You hear about mass shootings (random public ones that are committed to generate news stories, not ones where it's crime, usually gang related, with multiple people shot due to poor aim) when the media wants to leverage it for a specific angle. Shootings that play into the desired narrative linger for a very long time, shootings that go against the desired narrative disappear in a few hours to a few days. It has nothing to do with how many people were killed or what questions have or have not been answered; it is simply a function of how much it works towards the desired narrative.

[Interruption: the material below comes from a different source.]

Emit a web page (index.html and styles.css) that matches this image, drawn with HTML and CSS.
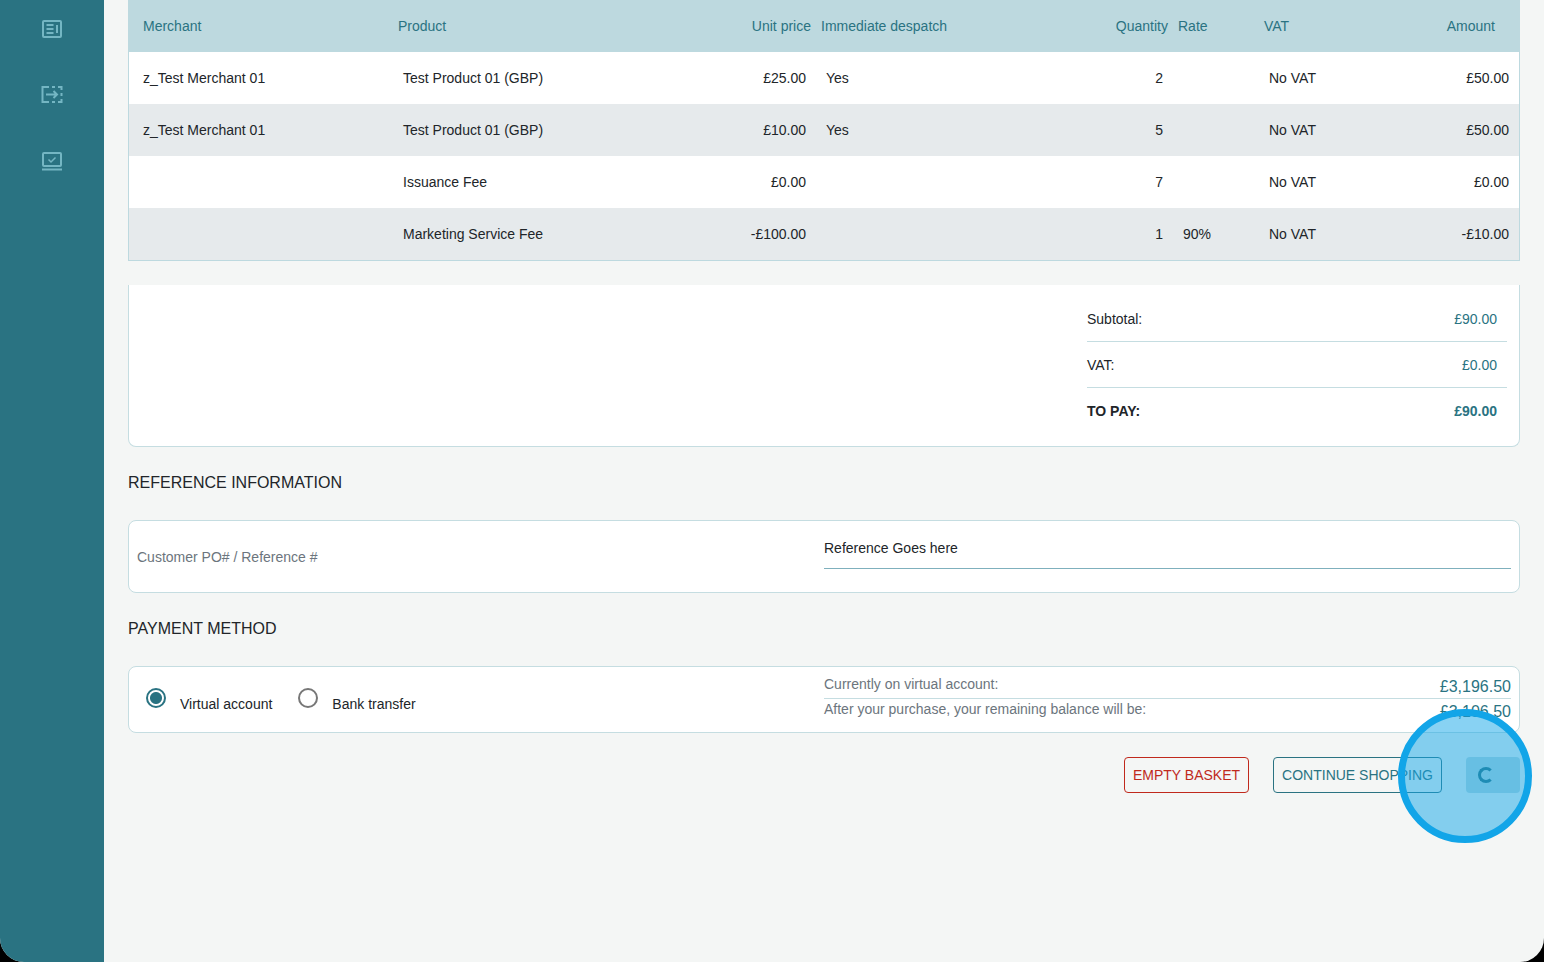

The desired outcome of a gun ban was achieved and the fact that there are still unanswered questions means that continued discussion hurts the desired narrative, so it isn't discussed. Not only has it "served its purpose" but bringing it up now could have a negative effect for those that control the media so the media never brings it up. No, we don't know why he did it, we don't even know for sure if he actually used bump stocks, but none of that matters; the headlines got the immediate response they were designed to get and then they moved onto other headlines before questions outside of their narrative were asked.